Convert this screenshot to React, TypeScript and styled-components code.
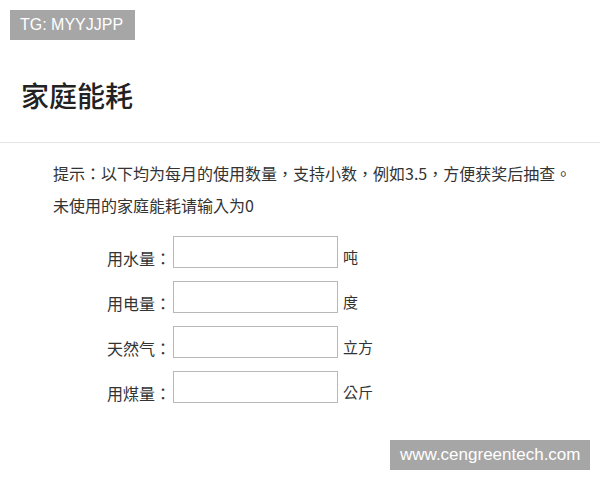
==
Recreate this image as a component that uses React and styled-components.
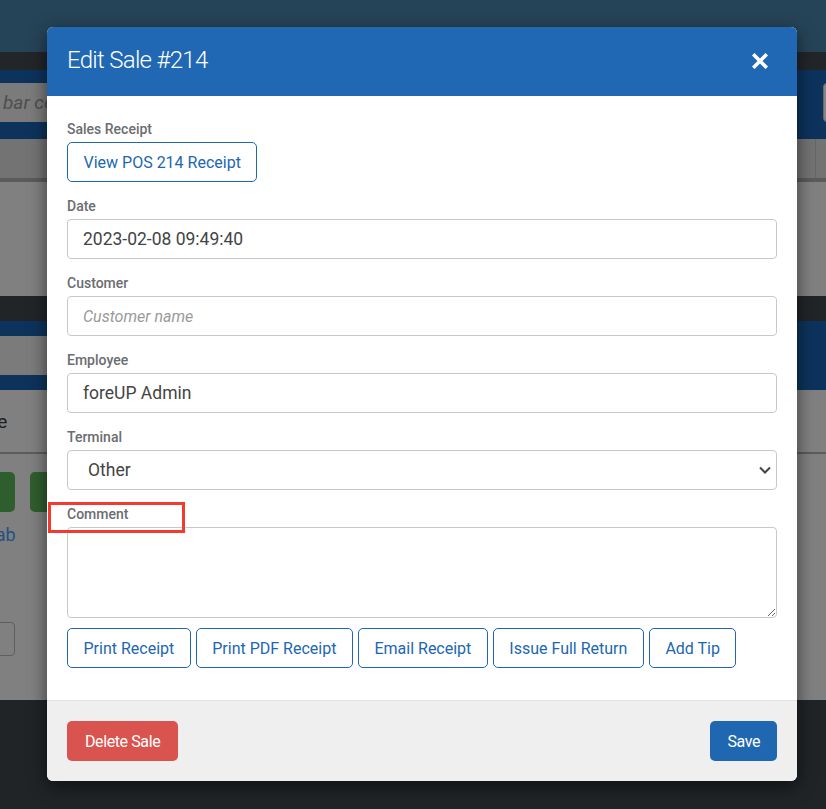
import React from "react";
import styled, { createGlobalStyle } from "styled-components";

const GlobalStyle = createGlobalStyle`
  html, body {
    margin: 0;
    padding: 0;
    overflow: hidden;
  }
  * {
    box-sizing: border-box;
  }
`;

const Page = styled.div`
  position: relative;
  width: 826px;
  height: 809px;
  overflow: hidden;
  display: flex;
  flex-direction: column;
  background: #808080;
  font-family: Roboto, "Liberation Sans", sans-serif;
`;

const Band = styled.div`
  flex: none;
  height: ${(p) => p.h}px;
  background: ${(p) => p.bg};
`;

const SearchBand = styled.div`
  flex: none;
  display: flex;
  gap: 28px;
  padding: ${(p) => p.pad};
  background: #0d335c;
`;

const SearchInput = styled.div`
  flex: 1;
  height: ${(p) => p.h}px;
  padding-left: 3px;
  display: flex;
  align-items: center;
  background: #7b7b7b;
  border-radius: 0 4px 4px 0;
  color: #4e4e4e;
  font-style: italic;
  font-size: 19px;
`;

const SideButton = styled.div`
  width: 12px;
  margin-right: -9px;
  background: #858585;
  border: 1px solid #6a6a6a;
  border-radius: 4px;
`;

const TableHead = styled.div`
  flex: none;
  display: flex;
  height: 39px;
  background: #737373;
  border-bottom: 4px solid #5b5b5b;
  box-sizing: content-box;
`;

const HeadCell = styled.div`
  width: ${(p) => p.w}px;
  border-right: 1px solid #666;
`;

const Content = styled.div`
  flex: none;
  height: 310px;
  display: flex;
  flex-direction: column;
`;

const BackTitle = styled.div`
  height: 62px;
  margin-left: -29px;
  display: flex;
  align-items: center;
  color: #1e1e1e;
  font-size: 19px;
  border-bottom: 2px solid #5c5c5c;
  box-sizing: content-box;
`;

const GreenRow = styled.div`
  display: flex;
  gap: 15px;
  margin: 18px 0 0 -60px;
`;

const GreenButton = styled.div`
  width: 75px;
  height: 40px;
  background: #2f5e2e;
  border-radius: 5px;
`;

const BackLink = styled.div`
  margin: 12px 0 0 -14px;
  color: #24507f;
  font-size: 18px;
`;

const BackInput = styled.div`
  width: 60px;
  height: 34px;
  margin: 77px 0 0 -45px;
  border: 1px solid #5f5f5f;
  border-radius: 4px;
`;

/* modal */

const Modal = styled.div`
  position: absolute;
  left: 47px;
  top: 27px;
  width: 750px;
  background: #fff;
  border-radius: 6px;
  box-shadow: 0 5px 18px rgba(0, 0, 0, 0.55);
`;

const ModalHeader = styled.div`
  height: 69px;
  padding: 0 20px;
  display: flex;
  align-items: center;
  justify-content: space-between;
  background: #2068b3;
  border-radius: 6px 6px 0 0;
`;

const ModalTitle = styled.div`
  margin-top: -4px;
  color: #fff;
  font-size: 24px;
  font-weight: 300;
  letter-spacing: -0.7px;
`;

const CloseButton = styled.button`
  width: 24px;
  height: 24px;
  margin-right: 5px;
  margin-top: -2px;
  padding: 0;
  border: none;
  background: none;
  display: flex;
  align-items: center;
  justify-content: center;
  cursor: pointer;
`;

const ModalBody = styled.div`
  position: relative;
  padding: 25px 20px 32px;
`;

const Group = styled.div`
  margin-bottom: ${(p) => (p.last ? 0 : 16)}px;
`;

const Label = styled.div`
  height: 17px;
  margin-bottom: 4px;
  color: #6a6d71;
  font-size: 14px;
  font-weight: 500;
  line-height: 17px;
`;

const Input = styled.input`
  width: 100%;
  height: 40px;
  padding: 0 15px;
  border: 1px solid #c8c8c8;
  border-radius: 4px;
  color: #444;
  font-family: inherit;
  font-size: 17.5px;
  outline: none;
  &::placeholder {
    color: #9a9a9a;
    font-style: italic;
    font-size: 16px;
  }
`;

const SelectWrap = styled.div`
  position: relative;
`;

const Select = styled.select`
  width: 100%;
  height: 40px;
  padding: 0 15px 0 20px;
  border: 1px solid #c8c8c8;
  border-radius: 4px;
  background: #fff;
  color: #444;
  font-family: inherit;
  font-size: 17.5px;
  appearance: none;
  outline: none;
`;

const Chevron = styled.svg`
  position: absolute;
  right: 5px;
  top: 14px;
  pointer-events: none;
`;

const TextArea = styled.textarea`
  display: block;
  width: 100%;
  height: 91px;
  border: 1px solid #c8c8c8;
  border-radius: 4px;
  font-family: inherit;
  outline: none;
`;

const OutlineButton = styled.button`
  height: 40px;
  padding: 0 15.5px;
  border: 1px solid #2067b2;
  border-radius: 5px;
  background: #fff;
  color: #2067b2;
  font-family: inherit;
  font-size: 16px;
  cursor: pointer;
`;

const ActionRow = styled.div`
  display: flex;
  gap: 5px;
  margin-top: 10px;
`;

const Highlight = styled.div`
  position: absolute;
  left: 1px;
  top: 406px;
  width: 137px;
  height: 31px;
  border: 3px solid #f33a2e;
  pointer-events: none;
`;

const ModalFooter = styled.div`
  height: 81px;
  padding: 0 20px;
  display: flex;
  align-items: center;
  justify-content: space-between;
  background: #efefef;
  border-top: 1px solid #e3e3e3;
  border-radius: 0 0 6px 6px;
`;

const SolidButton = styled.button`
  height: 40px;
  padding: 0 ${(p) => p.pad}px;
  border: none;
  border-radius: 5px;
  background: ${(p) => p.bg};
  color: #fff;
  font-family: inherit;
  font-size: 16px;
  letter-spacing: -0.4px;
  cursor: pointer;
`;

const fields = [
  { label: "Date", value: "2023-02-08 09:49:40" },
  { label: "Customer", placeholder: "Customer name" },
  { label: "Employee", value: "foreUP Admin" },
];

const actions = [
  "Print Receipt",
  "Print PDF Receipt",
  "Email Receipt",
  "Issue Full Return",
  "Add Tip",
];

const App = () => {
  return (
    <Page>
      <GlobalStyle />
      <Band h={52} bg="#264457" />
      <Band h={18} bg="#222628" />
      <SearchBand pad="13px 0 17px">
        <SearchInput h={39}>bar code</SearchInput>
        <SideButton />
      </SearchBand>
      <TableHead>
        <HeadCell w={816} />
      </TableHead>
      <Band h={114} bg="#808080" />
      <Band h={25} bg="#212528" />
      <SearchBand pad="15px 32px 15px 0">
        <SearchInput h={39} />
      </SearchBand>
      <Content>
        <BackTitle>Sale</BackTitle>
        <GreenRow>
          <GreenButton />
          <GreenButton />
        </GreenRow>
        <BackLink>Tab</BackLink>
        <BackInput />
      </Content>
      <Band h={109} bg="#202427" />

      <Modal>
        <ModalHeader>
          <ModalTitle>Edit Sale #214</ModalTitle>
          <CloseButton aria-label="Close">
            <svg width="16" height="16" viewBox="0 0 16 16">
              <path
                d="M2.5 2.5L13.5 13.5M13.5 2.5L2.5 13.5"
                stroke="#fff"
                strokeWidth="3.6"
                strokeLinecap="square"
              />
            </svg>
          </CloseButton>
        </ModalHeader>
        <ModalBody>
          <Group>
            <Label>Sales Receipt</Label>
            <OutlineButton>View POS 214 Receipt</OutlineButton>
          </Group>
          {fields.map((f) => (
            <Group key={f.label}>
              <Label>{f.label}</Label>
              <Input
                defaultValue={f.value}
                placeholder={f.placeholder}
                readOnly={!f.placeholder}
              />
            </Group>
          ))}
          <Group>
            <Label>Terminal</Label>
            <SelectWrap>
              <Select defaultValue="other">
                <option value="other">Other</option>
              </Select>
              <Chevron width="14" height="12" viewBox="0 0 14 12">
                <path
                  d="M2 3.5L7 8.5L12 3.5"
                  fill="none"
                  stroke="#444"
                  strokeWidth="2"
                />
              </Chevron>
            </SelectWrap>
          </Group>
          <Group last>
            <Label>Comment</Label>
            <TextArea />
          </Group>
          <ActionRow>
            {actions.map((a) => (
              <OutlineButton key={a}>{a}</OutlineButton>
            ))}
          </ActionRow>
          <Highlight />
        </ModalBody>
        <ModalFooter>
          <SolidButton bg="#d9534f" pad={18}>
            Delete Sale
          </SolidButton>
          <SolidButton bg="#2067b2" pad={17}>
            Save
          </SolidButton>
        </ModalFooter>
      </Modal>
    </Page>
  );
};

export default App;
---
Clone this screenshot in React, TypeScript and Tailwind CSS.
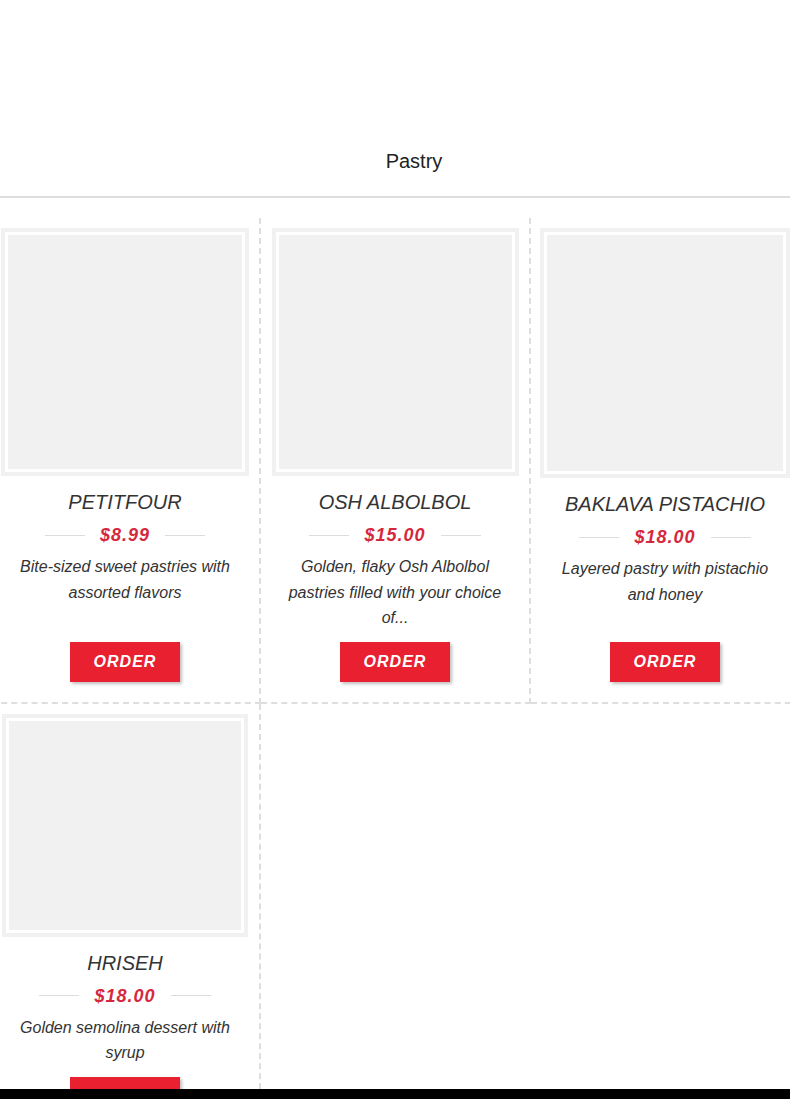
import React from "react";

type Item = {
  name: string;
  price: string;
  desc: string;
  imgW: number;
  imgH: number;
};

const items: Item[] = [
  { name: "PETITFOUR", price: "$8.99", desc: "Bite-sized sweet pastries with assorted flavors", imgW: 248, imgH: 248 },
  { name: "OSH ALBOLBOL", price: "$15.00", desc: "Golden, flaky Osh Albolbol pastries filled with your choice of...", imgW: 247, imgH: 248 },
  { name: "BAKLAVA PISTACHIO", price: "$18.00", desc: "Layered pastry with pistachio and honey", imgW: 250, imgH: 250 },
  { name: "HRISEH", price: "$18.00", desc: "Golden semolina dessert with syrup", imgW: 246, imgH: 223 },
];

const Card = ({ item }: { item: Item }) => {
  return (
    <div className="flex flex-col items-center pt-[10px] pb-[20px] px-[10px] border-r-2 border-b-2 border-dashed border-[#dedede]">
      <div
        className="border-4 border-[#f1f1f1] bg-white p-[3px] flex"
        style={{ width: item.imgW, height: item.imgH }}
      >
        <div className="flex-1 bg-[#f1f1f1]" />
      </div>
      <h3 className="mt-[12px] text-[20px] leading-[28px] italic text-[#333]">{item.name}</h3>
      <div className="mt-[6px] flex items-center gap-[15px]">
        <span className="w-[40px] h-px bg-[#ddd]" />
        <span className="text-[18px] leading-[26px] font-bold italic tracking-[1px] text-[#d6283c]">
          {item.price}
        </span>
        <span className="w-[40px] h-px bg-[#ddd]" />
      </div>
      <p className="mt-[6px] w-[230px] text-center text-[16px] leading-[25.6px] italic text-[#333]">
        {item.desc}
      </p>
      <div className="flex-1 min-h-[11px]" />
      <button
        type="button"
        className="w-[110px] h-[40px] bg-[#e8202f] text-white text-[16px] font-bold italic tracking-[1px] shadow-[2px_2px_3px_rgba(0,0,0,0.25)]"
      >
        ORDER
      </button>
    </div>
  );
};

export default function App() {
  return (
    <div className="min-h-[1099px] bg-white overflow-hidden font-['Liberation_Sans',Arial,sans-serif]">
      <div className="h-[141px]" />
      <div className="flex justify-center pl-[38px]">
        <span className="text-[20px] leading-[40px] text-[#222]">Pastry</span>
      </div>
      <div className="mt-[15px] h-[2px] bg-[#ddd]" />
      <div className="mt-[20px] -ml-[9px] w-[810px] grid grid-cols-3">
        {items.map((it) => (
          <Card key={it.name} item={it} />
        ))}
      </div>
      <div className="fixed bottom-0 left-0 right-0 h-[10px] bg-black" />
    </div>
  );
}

• [What is being asked] Find the word "screenshot" and list each line it appears in.

• [Full answer]
Convert this screenshot to React, TypeScript and styled-components code.
Clone this screenshot in React, TypeScript and Tailwind CSS.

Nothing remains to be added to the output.